Section 5: We need not fear as we bury thought in Spirit & demonstrate Life [PS#10, #11]

After Jesus was crucified, Joseph of Arimathea — a member of the Sanhedrin but referred to as a “secret disciple” — and Nicodemus, who had come to Jesus at night, lovingly took Jesus’ body and placed it in a tomb before the beginning of the Sabbath. Although to all outward appearances a dead body was being placed in a stone tomb, Jesus’ life remained buried in Spirit. He was left alone to demonstrate “Life to be deathless and Love to be the master of hate.” (S24) Mary Magdalene, a devoted disciple who had been at the cross the day before , came to the tomb as soon as the Sabbath was over to finish preparing the body for burial. But she found the stone rolled away and the tomb empty! It’s interesting to read the intervening verses to see Peter and John’s involvement with the empty tomb, as well. Mary (and the others) immediately thought that someone had taken Jesus’ dead body away, But, instead, Jesus had walked away and left behind the belief of death . Mary didn’t recognize Jesus at first — not looking for the risen Christ. No matter how many times Jesus had told his disciples that he would rise again on the third day, they didn’t get it! But, when her Master spoke to her, Mary perceived the presence of Christ and responded. Her fear faded and her joy returned. (B13) Jesus demonstrated what Paul later articulated … death and the grave have no sting or victory. (B14) Although it looked as if Jesus’ body was lifeless, his status as the eternally living Son of God never changed … and he never lost sight of that status! As we acknowledge the ever-living Christ, we will always be able to hear the call of Truth and respond.
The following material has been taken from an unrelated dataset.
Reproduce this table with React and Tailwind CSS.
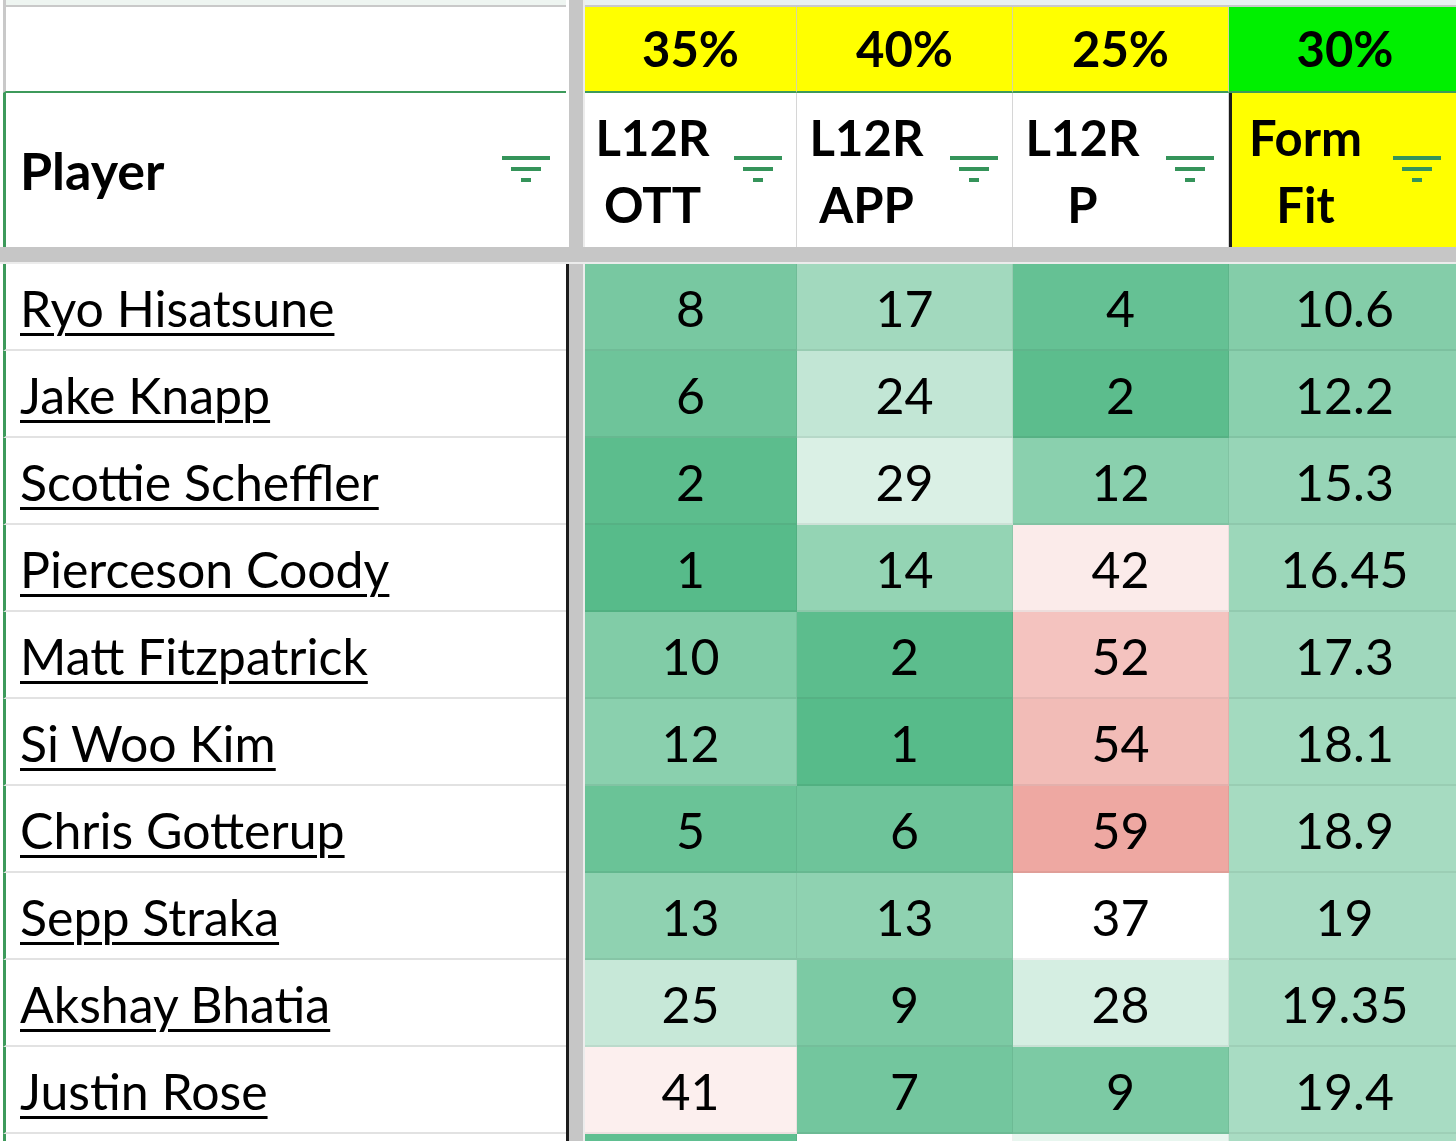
const GREEN = [87, 187, 138]
const WHITE = [255, 255, 255]
const RED = [230, 124, 115]

function mix(a, b, t) {
  const c = a.map((x, i) => Math.round(x + (b[i] - x) * t))
  return `rgb(${c[0]}, ${c[1]}, ${c[2]})`
}

// Sheets-style 3 point colour scale
function scale(v, lo, mid, hi) {
  if (v <= mid) {
    const t = Math.min(1, (mid - v) / (mid - lo))
    return mix(WHITE, GREEN, t)
  }
  const t = Math.min(1, (v - mid) / (hi - mid))
  return mix(WHITE, RED, t)
}

const rows = [
  { name: 'Ryo Hisatsune', ott: 8, app: 17, p: 4, fit: '10.6' },
  { name: 'Jake Knapp', ott: 6, app: 24, p: 2, fit: '12.2' },
  { name: 'Scottie Scheffler', ott: 2, app: 29, p: 12, fit: '15.3' },
  { name: 'Pierceson Coody', ott: 1, app: 14, p: 42, fit: '16.45' },
  { name: 'Matt Fitzpatrick', ott: 10, app: 2, p: 52, fit: '17.3' },
  { name: 'Si Woo Kim', ott: 12, app: 1, p: 54, fit: '18.1' },
  { name: 'Chris Gotterup', ott: 5, app: 6, p: 59, fit: '18.9' },
  { name: 'Sepp Straka', ott: 13, app: 13, p: 37, fit: '19' },
  { name: 'Akshay Bhatia', ott: 25, app: 9, p: 28, fit: '19.35' },
  { name: 'Justin Rose', ott: 41, app: 7, p: 9, fit: '19.4' },
]

// next row only peeks in at the bottom edge, colours only
const peek = { ott: 3, app: 37, p: 32, fit: 19.6 }

function FilterIcon() {
  return (
    <svg width="48" height="28" viewBox="0 0 48 28" className="shrink-0">
      <rect x="0" y="0" width="48" height="4" fill="#35945a" />
      <rect x="9" y="11" width="30" height="4" fill="#35945a" />
      <rect x="19" y="22" width="10" height="4" fill="#35945a" />
    </svg>
  )
}

function Divider({ black }) {
  return (
    <>
      <div className={`w-[3px] shrink-0 ${black ? 'bg-[#1c1c1c]' : 'bg-white'}`} />
      <div className="w-[14px] shrink-0 bg-[#c6c6c6]" />
      <div className="w-[2px] shrink-0 bg-[#ececec]" />
    </>
  )
}

function HeadCell({ top, bottom, className = '' }) {
  return (
    <div className={`flex items-center border-r border-[#d6d6d6] pr-[14px] ${className}`}>
      <div className="mr-[14px] flex flex-1 flex-col items-center pt-[2px] text-[49px] font-bold leading-[67px]">
        <span>{top}</span>
        <span>{bottom}</span>
      </div>
      <FilterIcon />
    </div>
  )
}

function NumCell({ value, bg, className = '' }) {
  return (
    <div
      className={`flex items-center justify-center border-r border-b-2 border-black/[0.06] pt-[4px] ${className}`}
      style={{ backgroundColor: bg }}
    >
      {value}
    </div>
  )
}

export default function App() {
  return (
    <div className="h-[1141px] w-[1456px] overflow-hidden bg-white font-['Lato',sans-serif] text-[50px] text-black">
      {/* strip above first row */}
      <div className="flex h-[7px]">
        <div className="ml-[3px] w-[563px] shrink-0 border-b-2 border-l-[3px] border-[#c9c9c9] bg-[#eef5f1]" />
        <Divider />
        <div className="flex-1 border-b-2 border-[#c9c9c9] bg-[#e9f1f0]" />
      </div>

      {/* weights */}
      <div className="flex h-[86px] text-[49px]">
        <div className="ml-[3px] w-[563px] shrink-0 border-b-2 border-l-[3px] border-b-[#3d9a5b] border-l-[#c9c9c9]" />
        <Divider />
        <div className="flex w-[212px] shrink-0 items-center justify-center border-r border-b-2 border-r-[#d6d6a0] border-b-[#3d9a5b] bg-[#ffff00] font-bold">35%</div>
        <div className="flex w-[216px] shrink-0 items-center justify-center border-r border-b-2 border-r-[#d6d6a0] border-b-[#3d9a5b] bg-[#ffff00] font-bold">40%</div>
        <div className="flex w-[216px] shrink-0 items-center justify-center border-r border-b-2 border-r-[#d6d6a0] border-b-[#3d9a5b] bg-[#ffff00] font-bold">25%</div>
        <div className="flex w-[232px] shrink-0 items-center justify-center border-b-2 border-b-[#3d9a5b] bg-[#00f000] font-bold">30%</div>
      </div>

      {/* column headers */}
      <div className="flex h-[154px]">
        <div className="ml-[3px] flex w-[563px] shrink-0 items-center justify-between border-l-[3px] border-[#3d9a5b] pr-[16px] pl-[14px] font-bold">
          <span className="text-[52px]">Player</span>
          <FilterIcon />
        </div>
        <Divider />
        <HeadCell top="L12R" bottom="OTT" className="w-[212px] shrink-0" />
        <HeadCell top="L12R" bottom="APP" className="w-[216px] shrink-0" />
        <HeadCell top="L12R" bottom="P" className="w-[216px] shrink-0" />
        <HeadCell top="Form" bottom="Fit" className="w-[232px] shrink-0 border-l-[3px] border-l-[#1c1c1c] bg-[#ffff00] pr-[19px]" />
      </div>

      {/* frozen pane bar */}
      <div className="h-[15px] bg-[#c6c6c6]" />
      <div className="h-[2px] bg-[#ececec]" />

      {rows.map((r, i) => (
        <div key={i} className="flex h-[87px]">
          <div className="ml-[3px] flex w-[563px] shrink-0 items-center border-b-2 border-l-[3px] border-b-[#e2e2e2] border-l-[#3d9a5b] pt-[4px] pl-[14px]">
            <span className="underline decoration-[3px] underline-offset-[6px]">{r.name}</span>
          </div>
          <Divider black />
          <NumCell value={r.ott} bg={scale(r.ott, 1, 37, 70)} className="w-[212px] shrink-0" />
          <NumCell value={r.app} bg={scale(r.app, 1, 37, 70)} className="w-[216px] shrink-0" />
          <NumCell value={r.p} bg={scale(r.p, 1, 37, 70)} className="w-[216px] shrink-0" />
          <NumCell value={r.fit} bg={scale(parseFloat(r.fit), 0, 40, 80)} className="w-[232px] shrink-0" />
        </div>
      ))}

      <div className="flex h-[87px]">
        <div className="ml-[3px] w-[563px] shrink-0 border-l-[3px] border-l-[#3d9a5b]" />
        <Divider black />
        <NumCell bg={scale(peek.ott, 1, 37, 70)} className="w-[212px] shrink-0" />
        <NumCell bg={scale(peek.app, 1, 37, 70)} className="w-[216px] shrink-0" />
        <NumCell bg={scale(peek.p, 1, 37, 70)} className="w-[216px] shrink-0" />
        <NumCell bg={scale(peek.fit, 0, 40, 80)} className="w-[232px] shrink-0" />
      </div>
    </div>
  )
}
Are there things we can learn from Jesus’ demonstration that can help us lose our fear of death and demonstrate more of the reality of eternal life? It takes constant alertness not to fall for the lie of mortal sense. Life is never in a mortal body … so it can’t die out of a mortal body. As our textbook says, “we must reverse our feeble flutterings — our efforts to find life and truth in matter — and rise above the testimony of the material senses …” (S28) I enjoyed giving fresh thought to the definition of burial from the Glossary. We can only rise above the false testimony as we refuse to believe the reports of corporeality and physical sense. As we keep thought buried in Spirit, we are conscious only of the reports of Spirit. Immortality is “brought to light.” We’re not making immortality true and mortality false. It already is! We are accepting it as the only reality and refusing to fear (be afraid of, or respect) any other report. I love remembering how, as kids, we escaped the sting of horseflies when we were swimming. Submerging ourselves in the water, we were out of reach. Submerging ourselves (burying ourselves) in Spirit (the knowledge that only good — only what is from God — is real), we are safe from the sting of death.

Section 6: We need not fear as we walk in the pathway of Truth and choose Life. [PS#1,#2]

How important to continually declare (enter our protest) with the Psalmist … “I will not die; instead, I will live to tell what the Lord has done.” (B15 NLT) From time to time the suggestion may come to all of us that something might happen to us or to a loved one that will prove to be fatal. It is so important to not let thought stay in that place. God is Life and so cannot know death. We “dwell in the house of the Lord for ever.” (B17) One translation of the Hebrew word for house is “place” or “within.” We are never outside of the place God occupies, so never outside of Life. Mary Baker Eddy perceived this “house of the Lord” to be the “consciousness of Love.” (S32) It helps me to also think of it as the consciousness of Life. Being fully conscious of Life, we lose all consciousness (and fear) of death. Even if it appears that someone has died, we need to be firm in our understanding that man forever reflects Life. And, so just as Jesus remained ever conscious of his identity and demonstrated that his life couldn’t be destroyed, our demonstration of life is “gained by walking in the pathway of Truth both before and after that which is called death.” (S29) We don’t achieve deathless Life (the origin and ultimate — the all — of man) through death — but by refusing to believe that the appearance of death can ever stop Life.

Choosing to live includes living for the purpose of glorifying God. It’s been helpful to me to realize that I’m not working to prolong a mortal existence or to avoid separation from loved ones. I’m working to express my true nature as the child of God in response to God’s love for me and as an expression of my love for God (my Father-Mother, divine Principle … Love itself.) I do that by striving to “walk before the Lord in the land of the living.” (B16) The New Living Translation puts that verse this way, “I walk in the Lord’s presence as I live here on earth!” And the Amplified Bible has, “I will walk [in submissive wonder] before the Lord In the land of the living.” There is no other land — no other place — outside of omnipresent God, Good. The more we realize that, we won’t be deceived by the possibility of “passing on” to some other place. Yes, at this point we may momentarily lose sight of those around us, but we never lose sight of Life or of Love. Choosing to live with the goal of having a clear view of the Life that can never be interrupted, we can lose all fear of death and just focus on living each moment to the fullest, “hidden from the world, but known to God” — fully known by Life and fully conscious of Life (and the joy and peace inherent in that Life.) (S31) Fear just isn’t present on the pathway of Life!